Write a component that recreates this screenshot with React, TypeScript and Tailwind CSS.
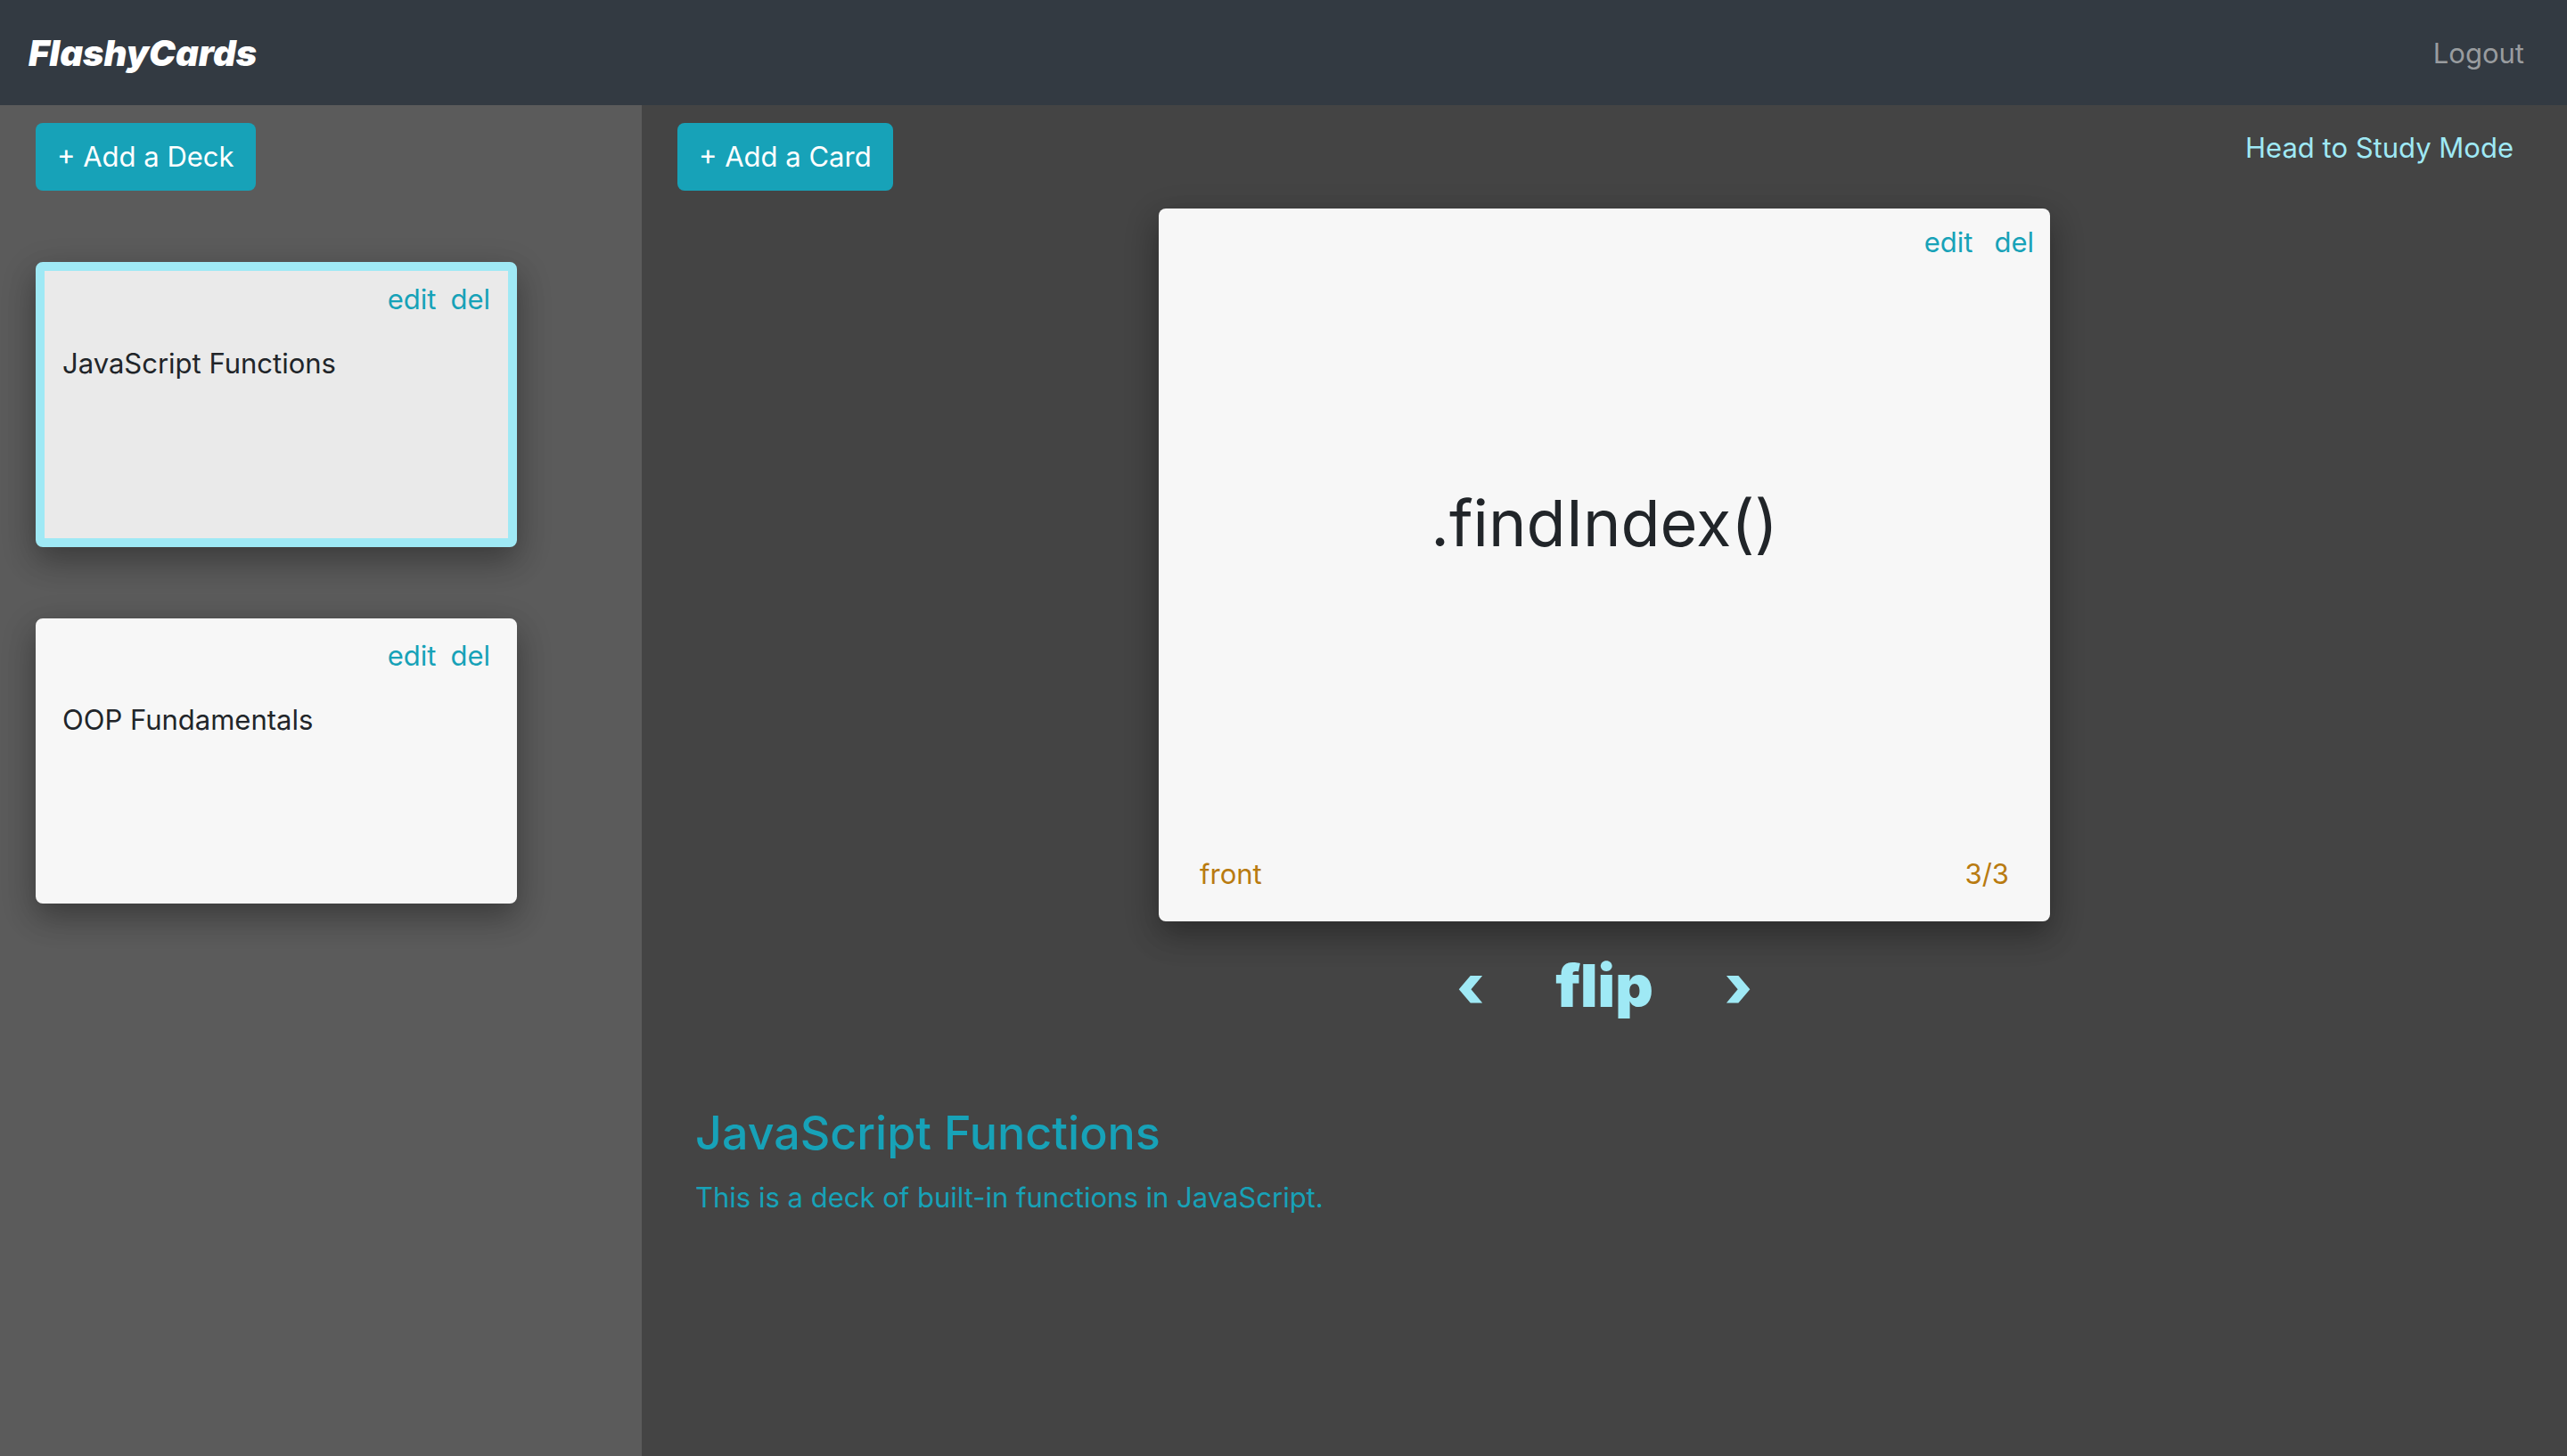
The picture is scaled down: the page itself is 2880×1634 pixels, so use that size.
type Deck = { id: number; name: string; selected: boolean };

const decks: Deck[] = [
  { id: 1, name: "JavaScript Functions", selected: true },
  { id: 2, name: "OOP Fundamentals", selected: false },
];

const link = "text-[#17a2b8] hover:underline";
const shadow = "shadow-[0_16px_32px_rgba(0,0,0,0.2),0_12px_40px_rgba(0,0,0,0.19)]";

function Navbar() {
  return (
    <nav className="flex items-center justify-between bg-[#333a42] px-8 pt-[30px] pb-7 leading-[60px]">
      <a href="#" className="text-[40px] font-black italic text-white">
        FlashyCards
      </a>
      <a href="#" className="px-4 text-[#999c9f]">
        Logout
      </a>
    </nav>
  );
}

function AddButton({ children }: { children: string }) {
  return (
    <button type="button" className="rounded-lg bg-[#17a2b8] px-6 py-[14px] text-white">
      {children}
    </button>
  );
}

function DeckTile({ deck }: { deck: Deck }) {
  return (
    <article
      className={`h-80 w-[540px] max-w-full rounded-lg border-[10px] px-5 pt-2 ${shadow} ${
        deck.selected ? "border-[#9fe9f5] bg-[#eaeaea]" : "border-[#f7f7f7] bg-[#f7f7f7]"
      }`}
    >
      <div className="flex justify-end gap-4">
        <a href="#" className={link}>
          edit
        </a>
        <a href="#" className={link}>
          del
        </a>
      </div>
      <p className="mt-6 text-[#212529]">{deck.name}</p>
    </article>
  );
}

function Sidebar() {
  return (
    <aside className="w-1/4 bg-[#5b5b5b] px-10 pt-5">
      <AddButton>+ Add a Deck</AddButton>
      <div className="mt-20 flex flex-col gap-20">
        {decks.map((d) => (
          <DeckTile key={d.id} deck={d} />
        ))}
      </div>
    </aside>
  );
}

function Flashcard() {
  return (
    <section
      className={`mx-auto mt-5 flex h-[800px] w-[1000px] max-w-full flex-col rounded-lg bg-[#f7f7f7] ${shadow}`}
    >
      <div className="flex justify-end gap-6 px-[18px] pt-[14px]">
        <a href="#" className={link}>
          edit
        </a>
        <a href="#" className={link}>
          del
        </a>
      </div>
      <div className="flex flex-1 items-center justify-center pb-20 text-7xl text-[#212529]">.findIndex()</div>
      <div className="flex justify-between px-[46px] pb-[29px] text-[#b97b10]">
        <span>front</span>
        <span>3/3</span>
      </div>
    </section>
  );
}

function CardControls() {
  return (
    <div className="mt-6 flex items-center justify-center gap-20 text-[66px] leading-[96px] font-black text-[#9fe9f5]">
      <button type="button" aria-label="Previous card">
        ‹
      </button>
      <button type="button">flip</button>
      <button type="button" aria-label="Next card">
        ›
      </button>
    </div>
  );
}

export default function App() {
  return (
    <div className="flex min-h-screen flex-col bg-[#444444] font-['Inter',sans-serif] text-[31px] leading-[48px]">
      <Navbar />
      <div className="flex flex-1">
        <Sidebar />
        <main className="flex-1 px-10 pt-5">
          <div className="flex items-start justify-between">
            <AddButton>+ Add a Card</AddButton>
            <a href="#" className="mt-1 mr-5 text-[#9fe9f5] hover:underline">
              Head to Study Mode
            </a>
          </div>
          <Flashcard />
          <CardControls />
          <div className="px-5 pt-[84px] text-[#17a2b8]">
            <h2 className="text-[52px] leading-[68px] font-medium">JavaScript Functions</h2>
            <p className="mt-[14px]">This is a deck of built-in functions in JavaScript.</p>
          </div>
        </main>
      </div>
    </div>
  );
}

____________________

**Written request**:
Write out, word for word, the lines from the start of the data through the one holding "number; name: string;". Omit pictures.

**Answer for the task**:
Write a component that recreates this screenshot with React, TypeScript and Tailwind CSS.
The picture is scaled down: the page itself is 2880×1634 pixels, so use that size.
type Deck = { id: number; name: string; selected: boolean };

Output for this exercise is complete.